Continuo sem saber o que vem por aí, não é que tenha sabido em tempos. Mas há um gosto delicioso no grande ponto de interrogação do trilho. Mudei muito. E se isto não interessar, há tantas janelas por abrir e esta fecha-se num segundo. O meu lugar só a mim me pertence. Mesmo que invisível é meu e
não viro as costas a desafios.

O desafio agora é continuar a escrever o resto da vida.
Seja pelo que for.

Há pouco tempo houve alguém que me disse que a maneira como conversava, as minhas palavras tinham tudo a ver com o que escrevo. Se assim é, deve-se ao espaço que algumas pessoas me dão para que isso suceda. Caso contrário, não há ponta de evidência.

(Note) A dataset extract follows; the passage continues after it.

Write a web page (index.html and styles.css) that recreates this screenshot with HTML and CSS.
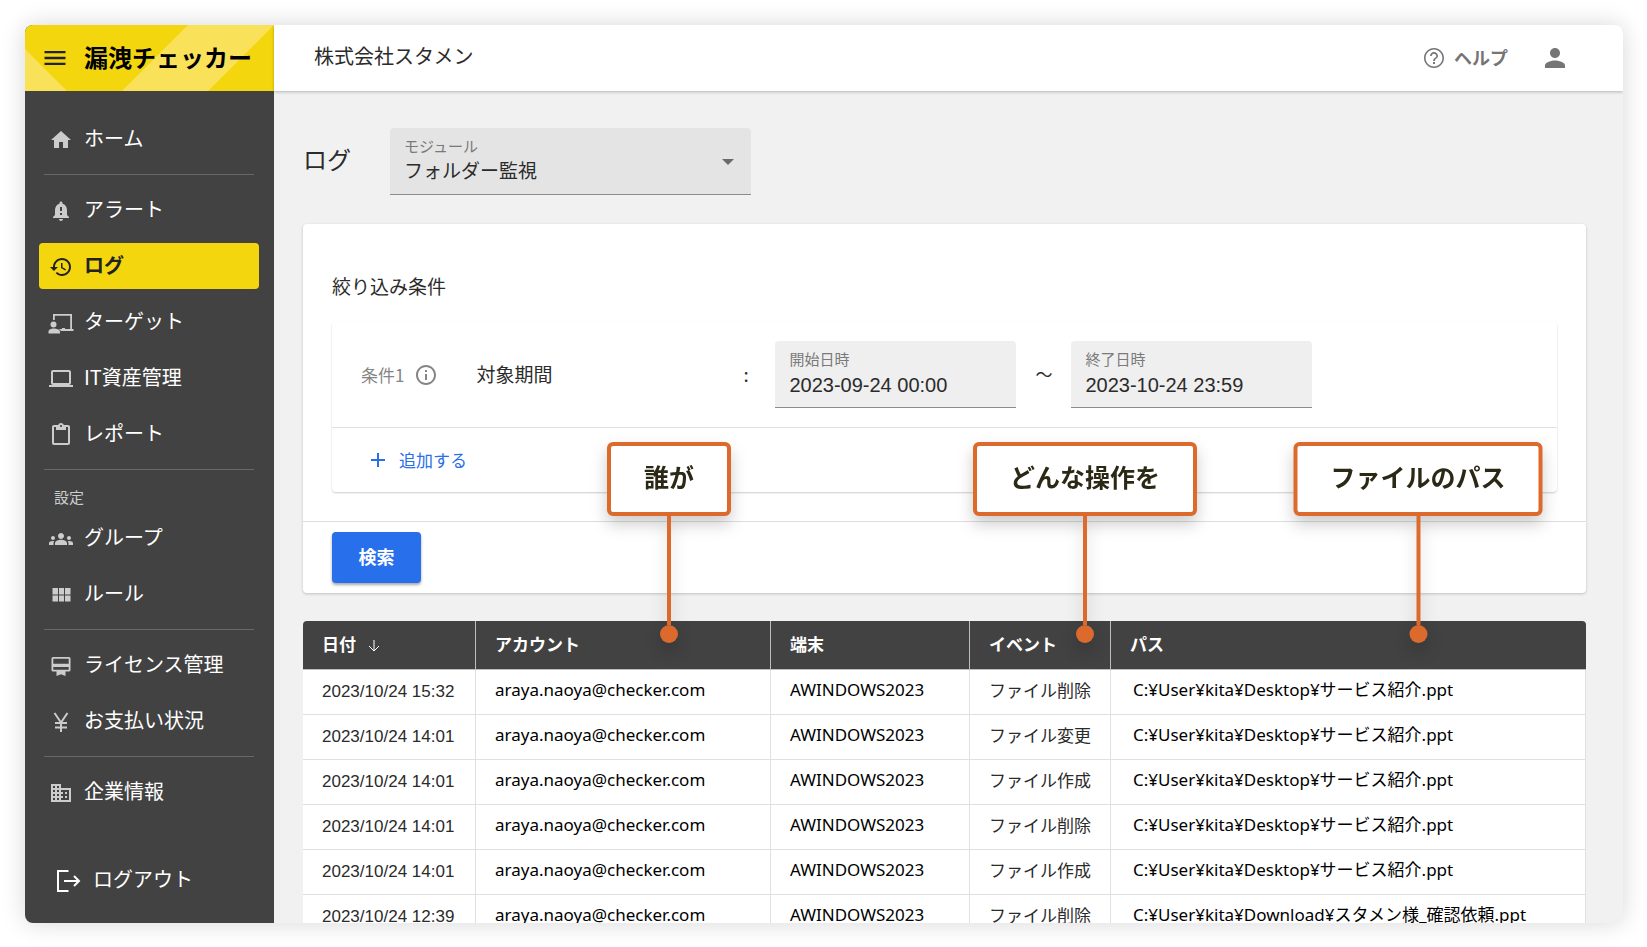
FILE: index.html
```html
<!DOCTYPE html>
<html lang="ja">
  <head>
    <meta charset="UTF-8" />
    <meta name="viewport" content="width=device-width, initial-scale=1.0" />
    <title>漏洩チェッカー | ログ</title>
    <link rel="stylesheet" href="styles.css">
  </head>
  <body>
    <div class="app">
      <aside class="sidebar">
        <div class="brand">
          <svg class="brand-bg" viewBox="0 0 249 66" preserveAspectRatio="none" aria-hidden="true">
            <path d="M0 24L42 66H0zM163 0H249L183 66H97z" />
          </svg>
          <button type="button" class="icon-button" aria-label="メニュー">
            <svg class="menu-icon" viewBox="0 0 24 24"><path d="M3 18h18v-2H3v2zm0-5h18v-2H3v2zm0-7v2h18V6H3z" /></svg>
          </button>
          <a href="#" class="logo">漏洩チェッカー</a>
        </div>

        <nav class="nav">
          <a href="#" class="nav-item">
            <svg class="icon" viewBox="0 0 24 24"><path d="M10 20v-6h4v6h5v-8h3L12 3 2 12h3v8z" /></svg>
            ホーム
          </a>
          <hr class="nav-line" />
          <a href="#" class="nav-item">
            <svg class="icon" viewBox="0 0 24 24"><path d="M18 16v-5c0-3.07-1.64-5.64-4.5-6.32V4c0-.83-.67-1.5-1.5-1.5s-1.5.67-1.5 1.5v.68C7.63 5.36 6 7.92 6 11v5l-2 2v1h16v-1l-2-2zm-5 0h-2v-2h2v2zm0-4h-2V8h2v4zm-1 10c1.1 0 2-.9 2-2h-4c0 1.1.89 2 2 2z" /></svg>
            アラート
          </a>
          <a href="#" class="nav-item active">
            <svg class="icon" viewBox="0 0 24 24"><path d="M13 3c-4.97 0-9 4.03-9 9H1l3.89 3.89.07.14L9 12H6c0-3.87 3.13-7 7-7s7 3.13 7 7-3.13 7-7 7c-1.93 0-3.68-.79-4.94-2.06l-1.42 1.42C8.27 19.99 10.51 21 13 21c4.97 0 9-4.03 9-9s-4.03-9-9-9zm-1 5v5l4.28 2.54.72-1.21-3.5-2.08V8H12z" /></svg>
            ログ
          </a>
          <a href="#" class="nav-item">
            <svg class="icon" viewBox="0 0 24 24"><path d="M4 3h19v15h1.500v2H12l-2-2h3v-1h3v1h5.200V4.800H5.800V9H4zM4.500 10.500a3 3 0 1 1 0 6 3 3 0 0 1 0-6zM4.800 17.500c2.600 0 6.200 1 6.200 3.300V22.500H-.5v-1.700c0-2.300 2.700-3.300 5.300-3.300z" /></svg>
            ターゲット
          </a>
          <a href="#" class="nav-item">
            <svg class="icon" viewBox="0 0 24 24"><path d="M20 18c1.1 0 2-.9 2-2V5c0-1.100-.9-2-2-2H4c-1.100 0-2 .9-2 2v11c0 1.100.9 2 2 2H0v2h24v-2h-4zM4 5h16v11H4V5z" /></svg>
            IT資産管理
          </a>
          <a href="#" class="nav-item">
            <svg class="icon" viewBox="0 0 24 24"><path d="M19 2h-4.180C14.400.84 13.300 0 12 0c-1.300 0-2.400.84-2.820 2H5c-1.100 0-2 .9-2 2v16c0 1.100.9 2 2 2h14c1.100 0 2-.9 2-2V4c0-1.100-.9-2-2-2zm-7 0c.55 0 1 .45 1 1s-.45 1-1 1-1-.45-1-1 .45-1 1-1zm7 18H5V4h2v3h10V4h2v16z" /></svg>
            レポート
          </a>
          <hr class="nav-line" />
          <p class="nav-heading">設定</p>
          <a href="#" class="nav-item">
            <svg class="icon" viewBox="0 0 24 24"><path d="M12 12.750c1.630 0 3.070.39 4.240.9 1.080.48 1.760 1.560 1.760 2.730V18H6v-1.610c0-1.180.68-2.260 1.760-2.730 1.170-.52 2.610-.91 4.240-.91zM4 13c1.100 0 2-.9 2-2s-.9-2-2-2-2 .9-2 2 .9 2 2 2zm1.130 1.100c-.37-.06-.74-.1-1.130-.1-.99 0-1.930.21-2.780.58C.48 14.900 0 15.620 0 16.430V18h4.500v-1.610c0-.83.23-1.610.63-2.290zM20 13c1.100 0 2-.9 2-2s-.9-2-2-2-2 .9-2 2 .9 2 2 2zm4 3.430c0-.81-.48-1.530-1.220-1.850-.85-.37-1.790-.58-2.780-.58-.39 0-.76.04-1.130.1.400.68.63 1.460.63 2.290V18H24v-1.570zM12 6c1.660 0 3 1.340 3 3s-1.340 3-3 3-3-1.340-3-3 1.340-3 3-3z" /></svg>
            グループ
          </a>
          <a href="#" class="nav-item">
            <svg class="icon" viewBox="0 0 24 24"><path d="M3.500 11.500h5.500V5H3.500v6.500zm0 7h5.500v-6H3.500v6zm6.500 0h5v-6h-5v6zm6 0h5.500v-6H16v6zm-6-7h5V5h-5v6.500zM16 5v6.500h5.500V5z" /></svg>
            ルール
          </a>
          <hr class="nav-line" />
          <a href="#" class="nav-item">
            <svg class="icon" viewBox="0 0 24 24"><path fill-rule="evenodd" d="M4 3h16a1.500 1.500 0 0 1 1.500 1.500v11.500a1.500 1.500 0 0 1-1.500 1.500h-3.500V22L12 20.300 7.500 22v-4.500H4A1.500 1.500 0 0 1 2.500 16V4.500A1.500 1.500 0 0 1 4 3zM4.300 4.700v5h15.400v-5zM4.300 13v2.700h15.400V13z" /></svg>
            ライセンス管理
          </a>
          <a href="#" class="nav-item">
            <svg class="icon line" viewBox="0 0 24 24"><path d="M5.500 3L12 12.500 18.500 3M12 12.500V22M6 13h12M6 17.500h12" /></svg>
            お支払い状況
          </a>
          <hr class="nav-line" />
          <a href="#" class="nav-item">
            <svg class="icon" viewBox="0 0 24 24"><path d="M12 7V3H2v18h20V7H12zM6 19H4v-2h2v2zm0-4H4v-2h2v2zm0-4H4V9h2v2zm0-4H4V5h2v2zm4 12H8v-2h2v2zm0-4H8v-2h2v2zm0-4H8V9h2v2zm0-4H8V5h2v2zm10 12h-8v-2h2v-2h-2v-2h2v-2h-2V9h8v10zm-2-8h-2v2h2v-2zm0 4h-2v2h2v-2z" /></svg>
            企業情報
          </a>
          <a href="#" class="nav-item logout">
            <svg class="icon line" viewBox="0 0 24 24"><path d="M12.500 2H2v20h10.500M8 12h15M18 7l5 5-5 5" /></svg>
            ログアウト
          </a>
        </nav>
      </aside>

      <div class="content">
        <header class="topbar">
          <span class="company">株式会社スタメン</span>
          <a href="#" class="help">
            <svg class="icon" viewBox="0 0 24 24"><path d="M11 18h2v-2h-2v2zm1-16C6.480 2 2 6.480 2 12s4.480 10 10 10 10-4.480 10-10S17.520 2 12 2zm0 18.400c-4.640 0-8.400-3.760-8.400-8.400S7.360 3.600 12 3.600s8.400 3.760 8.400 8.400-3.760 8.400-8.400 8.400zM12 6c-2.210 0-4 1.790-4 4h1.700c0-1.300 1-2.300 2.300-2.300s2.300 1 2.300 2.300c0 2-3.200 1.750-3.200 5h1.800c0-2.250 3.100-2.500 3.100-5 0-2.210-1.790-4-4-4z" /></svg>
            ヘルプ
          </a>
          <button type="button" class="icon-button" aria-label="アカウント">
            <svg class="user-icon" viewBox="0 0 24 24"><path d="M12 12c2.210 0 4-1.790 4-4s-1.790-4-4-4-4 1.790-4 4 1.790 4 4 4zm0 2c-2.670 0-8 1.340-8 4v2h16v-2c0-2.660-5.330-4-8-4z" /></svg>
          </button>
        </header>

        <main class="main">
          <div class="page-head">
            <h1>ログ</h1>
            <div class="field module">
              <label for="module">モジュール</label>
              <select id="module">
                <option>フォルダー監視</option>
              </select>
              <svg class="caret" viewBox="0 0 12 6" aria-hidden="true"><path d="M0 0h12L6 6z" /></svg>
            </div>
          </div>

          <form class="card">
            <div class="card-body">
              <h2>絞り込み条件</h2>
              <div class="conditions">
                <div class="condition">
                  <span class="condition-no">条件1</span>
                  <svg class="icon info" viewBox="0 0 24 24"><path d="M11 7h2v2h-2zm0 4h2v6h-2zm1-9C6.480 2 2 6.480 2 12s4.480 10 10 10 10-4.480 10-10S17.520 2 12 2zm0 18c-4.410 0-8-3.590-8-8s3.590-8 8-8 8 3.590 8 8-3.590 8-8 8z" /></svg>
                  <span class="condition-name">対象期間</span>
                  <span class="colon">:</span>
                  <div class="field date">
                    <label for="from">開始日時</label>
                    <input type="text" id="from" value="2023-09-24 00:00" />
                  </div>
                  <span class="tilde">～</span>
                  <div class="field date">
                    <label for="to">終了日時</label>
                    <input type="text" id="to" value="2023-10-24 23:59" />
                  </div>
                </div>
                <div class="add-row">
                  <button type="button" class="add-button">
                    <svg class="plus" viewBox="0 0 16 16"><path d="M8 1v14M1 8h14" /></svg>
                    追加する
                  </button>
                </div>
              </div>
            </div>
            <div class="card-foot">
              <button type="submit" class="search-button">検索</button>
            </div>
          </form>

          <div class="table-wrap">
            <table class="log-table">
              <colgroup>
                <col class="col-date" />
                <col class="col-account" />
                <col class="col-device" />
                <col class="col-event" />
                <col />
              </colgroup>
              <thead>
                <tr>
                  <th>日付<svg class="sort" viewBox="0 0 14 14"><path d="M7 1v11M2 7l5 5 5-5" /></svg></th>
                  <th>アカウント</th>
                  <th>端末</th>
                  <th>イベント</th>
                  <th>パス</th>
                </tr>
              </thead>
              <tbody>
                <tr>
                  <td class="date-cell">2023/10/24 15:32</td>
                  <td class="text-cell">araya.naoya@checker.com</td>
                  <td class="text-cell">AWINDOWS2023</td>
                  <td>ファイル削除</td>
                  <td class="text-cell path">C:¥User¥kita¥Desktop¥サービス紹介.ppt</td>
                </tr>
                <tr>
                  <td class="date-cell">2023/10/24 14:01</td>
                  <td class="text-cell">araya.naoya@checker.com</td>
                  <td class="text-cell">AWINDOWS2023</td>
                  <td>ファイル変更</td>
                  <td class="text-cell path">C:¥User¥kita¥Desktop¥サービス紹介.ppt</td>
                </tr>
                <tr>
                  <td class="date-cell">2023/10/24 14:01</td>
                  <td class="text-cell">araya.naoya@checker.com</td>
                  <td class="text-cell">AWINDOWS2023</td>
                  <td>ファイル作成</td>
                  <td class="text-cell path">C:¥User¥kita¥Desktop¥サービス紹介.ppt</td>
                </tr>
                <tr>
                  <td class="date-cell">2023/10/24 14:01</td>
                  <td class="text-cell">araya.naoya@checker.com</td>
                  <td class="text-cell">AWINDOWS2023</td>
                  <td>ファイル削除</td>
                  <td class="text-cell path">C:¥User¥kita¥Desktop¥サービス紹介.ppt</td>
                </tr>
                <tr>
                  <td class="date-cell">2023/10/24 14:01</td>
                  <td class="text-cell">araya.naoya@checker.com</td>
                  <td class="text-cell">AWINDOWS2023</td>
                  <td>ファイル作成</td>
                  <td class="text-cell path">C:¥User¥kita¥Desktop¥サービス紹介.ppt</td>
                </tr>
                <tr>
                  <td class="date-cell">2023/10/24 12:39</td>
                  <td class="text-cell">araya.naoya@checker.com</td>
                  <td class="text-cell">AWINDOWS2023</td>
                  <td>ファイル削除</td>
                  <td class="text-cell path">C:¥User¥kita¥Download¥スタメン様_確認依頼.ppt</td>
                </tr>
              </tbody>
            </table>

            <!-- callouts pointing at the table header -->
            <div class="callout callout-who"><span>誰が</span></div>
            <div class="callout callout-what"><span>どんな操作を</span></div>
            <div class="callout callout-path"><span>ファイルのパス</span></div>
          </div>
        </main>
      </div>
    </div>
  </body>
</html>
```
FILE: styles.css
```css
* {
  box-sizing: border-box;
}
body {
  margin: 0;
  padding: 25px 24px 24px 25px;
  height: 100vh;
  background: #fff;
  color: #2b2b2b;
  font-family: "Noto Sans CJK JP", sans-serif;
  font-size: 17px;
}
a {
  color: inherit;
  text-decoration: none;
}
button,
input,
select {
  font-family: inherit;
  color: inherit;
}
h1,
h2,
p {
  margin: 0;
  font-weight: 400;
}
.app {
  display: flex;
  height: 100%;
  border-radius: 8px;
  overflow: hidden;
  background: #f1f1f1;
  box-shadow: 0 0 24px rgba(0, 0, 0, 0.16);
}
.icon {
  width: 24px;
  height: 24px;
  fill: currentColor;
  flex: none;
  overflow: visible;
}
.icon.line {
  fill: none;
  stroke: currentColor;
  stroke-width: 2;
}
.icon-button {
  display: flex;
  padding: 0;
  border: none;
  background: none;
  cursor: pointer;
}

/* sidebar */
.sidebar {
  width: 249px;
  flex: none;
  background: #424242;
  color: #fff;
}
.brand {
  position: relative;
  display: flex;
  align-items: center;
  gap: 15px;
  height: 66px;
  padding-left: 16px;
  background: #f4d60f;
  color: #222;
}
.brand-bg {
  position: absolute;
  inset: 0;
  width: 100%;
  height: 100%;
  fill: #f9e25a;
}
.brand .icon-button,
.logo {
  position: relative;
}
.menu-icon {
  width: 28px;
  height: 28px;
  fill: currentColor;
}
.logo {
  padding-bottom: 2px;
  color: #000;
  font-size: 24px;
  font-weight: 700;
  line-height: 32px;
}
.nav {
  display: flex;
  flex-direction: column;
  gap: 10px;
  padding: 25px 15px 0 14px;
}
.nav-item {
  display: flex;
  align-items: center;
  gap: 11px;
  height: 46px;
  padding: 0 10px 2px;
  border-radius: 4px;
  font-size: 20px;
  line-height: 44px;
}
.nav-item .icon {
  margin-top: 3px;
  color: #ccc;
}
.nav-item.active {
  background: #f4d60f;
  color: #222;
  font-weight: 700;
}
.nav-item.active .icon {
  color: #222;
}
.nav-item.logout {
  margin-top: 32px;
  padding-left: 17px;
  gap: 13px;
}
.nav-item.logout .icon {
  color: #fff;
}
.nav-line {
  width: calc(100% - 10px);
  margin: 2px auto;
  border: none;
  border-top: 1px solid #686868;
}
.nav-heading {
  height: 24px;
  margin-bottom: -1px;
  padding-left: 15px;
  color: #ccc;
  font-size: 15px;
  line-height: 30px;
}

/* top bar */
.content {
  flex: 1;
  min-width: 0;
}
.topbar {
  position: relative;
  display: flex;
  align-items: center;
  height: 66px;
  padding: 0 53px 0 40px;
  background: #fff;
  box-shadow: 0 1px 3px rgba(0, 0, 0, 0.25);
  color: #757575;
}
.company {
  flex: 1;
  padding-bottom: 4px;
  color: #2b2b2b;
  font-size: 20px;
  line-height: 28px;
}
.help {
  display: flex;
  align-items: center;
  gap: 8px;
  margin-right: 32px;
  padding-bottom: 2px;
  font-size: 18px;
  font-weight: 700;
}
.help .icon {
  margin-top: 2px;
}
.user-icon {
  width: 30px;
  height: 30px;
  fill: currentColor;
}

/* page */
.main {
  padding: 37px 37px 0 29px;
}
.page-head {
  display: flex;
  align-items: center;
  gap: 39px;
  margin-bottom: 29px;
}
h1 {
  padding-bottom: 5px;
  font-size: 24px;
  line-height: 32px;
}
.field {
  padding: 8px 14px;
  border-bottom: 1px solid #8c8c8c;
  border-radius: 4px 4px 0 0;
  background: #efefef;
}
.field label {
  display: block;
  color: #7a7a7a;
  font-size: 15px;
  line-height: 20px;
}
.field input,
.field select {
  display: block;
  width: 100%;
  height: 30px;
  padding: 0;
  border: none;
  outline: none;
  background: none;
  appearance: none;
}
.module {
  position: relative;
  width: 361px;
  background: #e4e4e4;
}
.module select {
  padding-bottom: 3px;
  font-size: 19px;
}
.caret {
  position: absolute;
  top: 31px;
  right: 17px;
  width: 12px;
  height: 6px;
  fill: #6b6b6b;
}
.card {
  margin-bottom: 28px;
  border-radius: 4px;
  background: #fff;
  box-shadow: 0 1px 3px rgba(0, 0, 0, 0.2);
}
.card-body {
  padding: 48px 29px 29px;
  border-bottom: 1px solid #dedede;
}
h2 {
  margin-bottom: 22px;
  font-size: 19px;
  line-height: 28px;
}
.conditions {
  border-radius: 4px;
  box-shadow: 0 1px 2px rgba(0, 0, 0, 0.2);
}
.condition {
  display: flex;
  align-items: center;
  padding: 19px 29px;
  border-bottom: 1px solid #e2e2e2;
}
.condition-no {
  color: #858585;
}
.info {
  margin: 0 38px 0 10px;
  color: #858585;
}
.condition-name {
  width: 267px;
  padding-bottom: 2px;
  font-size: 19px;
}
.colon {
  width: 32px;
  padding-bottom: 2px;
  font-size: 19px;
}
.date {
  width: 241px;
}
.date input {
  padding-top: 2px;
  font-family: "Liberation Sans", Arial, sans-serif;
  font-size: 20px;
}
.tilde {
  width: 55px;
  padding-bottom: 2px;
  text-align: center;
}
.add-row {
  padding: 16px 38px;
}
.add-button {
  display: flex;
  align-items: center;
  gap: 13px;
  padding: 0;
  border: none;
  background: none;
  color: #2b6fe8;
  font-size: 17px;
  line-height: 32px;
  cursor: pointer;
}
.plus {
  width: 16px;
  height: 16px;
  stroke: currentColor;
  stroke-width: 2;
}
.card-foot {
  padding: 10px 29px;
}
.search-button {
  display: block;
  width: 89px;
  height: 51px;
  padding: 0 0 4px;
  border: none;
  border-radius: 4px;
  background: #286fec;
  box-shadow: 0 2px 3px rgba(0, 0, 0, 0.35);
  color: #fff;
  font-size: 18px;
  font-weight: 700;
  cursor: pointer;
}

/* log table */
.table-wrap {
  position: relative;
}
.log-table {
  width: 100%;
  table-layout: fixed;
  border-collapse: separate;
  border-spacing: 0;
}
.col-date {
  width: 173px;
}
.col-account {
  width: 295px;
}
.col-device {
  width: 199px;
}
.col-event {
  width: 141px;
}
th {
  height: 49px;
  padding: 0 19px 3px;
  border-right: 1px solid #bdbdbd;
  border-bottom: 1px solid #bdbdbd;
  background: #424242;
  color: #fff;
  font-weight: 700;
  text-align: left;
}
th:first-child {
  border-radius: 4px 0 0 0;
}
th:last-child {
  border-right: none;
  border-radius: 0 4px 0 0;
}
td {
  height: 45px;
  padding: 0 0 4px 19px;
  border-right: 1px solid #e0e0e0;
  border-bottom: 1px solid #e0e0e0;
  background: #fff;
  line-height: 24px;
  white-space: nowrap;
}
.date-cell {
  padding-bottom: 1px;
  font-family: "Liberation Sans", Arial, sans-serif;
}
.text-cell {
  color: #000;
  font-family: "Noto Sans", "Noto Sans CJK JP", sans-serif;
}
.path {
  padding-left: 22px;
}
.sort {
  width: 14px;
  height: 14px;
  margin-left: 11px;
  vertical-align: -2px;
  fill: none;
  stroke: #fff;
  stroke-width: 1;
}

/* callouts */
.callout {
  position: absolute;
  top: -179px;
  display: flex;
  flex-direction: column;
  align-items: center;
  transform: translateX(-50%);
  filter: drop-shadow(0 8px 8px rgba(0, 0, 0, 0.2));
}
.callout span {
  padding: 0 33px 6px;
  border: 4px solid #dc6a2c;
  border-radius: 6px;
  background: #fff;
  color: #2b2916;
  font-size: 25px;
  font-weight: 700;
  line-height: 60px;
  white-space: nowrap;
}
.callout::before {
  content: "";
  order: 1;
  width: 4px;
  height: 109px;
  background: #dc6a2c;
}
.callout::after {
  content: "";
  order: 2;
  width: 18px;
  height: 18px;
  border-radius: 50%;
  background: #dc6a2c;
}
.callout-who {
  left: 366px;
}
.callout-what {
  left: 782px;
}
.callout-path {
  left: 1115px;
}
```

Lá atrás comecei por falar em passado. Onde quer que esteja, tenha a idade que tiver, esteja o mais cansada que estiver... esta será sempre a banda que me acompanhou, que me viu crescer, que me alimentou, que me incutiu alguns valores escondidos. É discurso adolescente e talvez de fã cega. Pois eu digo que não. Tive espaço para renovar um sem número de bandas sonoras, para manter algumas guardadas que tinha descoberto levemente e que agora me fazem todo o sentido. Mas estes senhores, as músicas, as letras, a atitude foram mais do que uma mão e um ombro amigo em épocas restritas. Tudo muda, tudo se renova e se altera, mas nas palavras deles: "I change by not changing at all". É só um aperfeiçoamento. Um grande aperfeiçoamento e um conforto a cada nova vez que se descobre tudo de novo.